Так начальная тема апокалипсиса, рушащегося старого мира логически-стройно претворяется в идею надежды на новый век. Век безбрежной, океанической мощи и свободы духа.
1. Осип Мандельштам в 1908 г. посещал лекции Анри Бергсона в Сорбонне.
2. В этом же пророческом тексте говорится, что «на двенадцатый день упадут звезды, а на тринадцатый умрут <…> выжившие, дабы воскреснуть вместе с мертвыми». Не отсюда ли в том числе боязнь Мандельштама «колючих падающих звезд»?
3. В центре Парижа на месте будущего дворца Тюильри добывали глину, там же делая из нее черепицу («тюиль», откуда и название дворца). Такие детали также имеют значение для поэта, питая его впечатления.
4. «Серебряный век» не мыслим без переводов; переводили практически все крупные поэты с разных европейских (а по подстрочникам и с восточных) языков. Блейка, а также Кольриджа, Шелли, Эдгара По, Уайльда переводил Константин Бальмонт. Эллис (Кобылинский), знаток Бодлера, переводил также и Уайльда. Английских романтиков переводил Николай Гумилев. Мандельштам, сам переводческую работу не очень любивший, тем не менее, знал и ценил переводы сотоварищей-поэтов, и, разумеется, ценил творчество Уильяма Блейка.

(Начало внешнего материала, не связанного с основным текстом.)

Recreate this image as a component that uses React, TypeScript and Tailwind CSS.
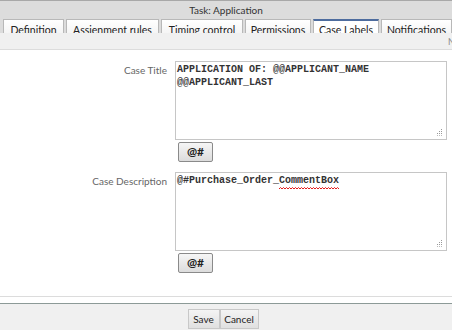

5 Безобразное и ужасное в противовес возвышенному и прекрасному как другая сторона медали — непременная черта эстетики Средневековья. Без этих «лающих порталов» короткое стихотворение могло бы показаться слащавым, не отразив духа средневековых соборов. «Лающие порталы» — свидетельство Страшного суда. В последующие века чудища на фасадах соборов воспринимались как порождение дьявола и были христианству враждебны.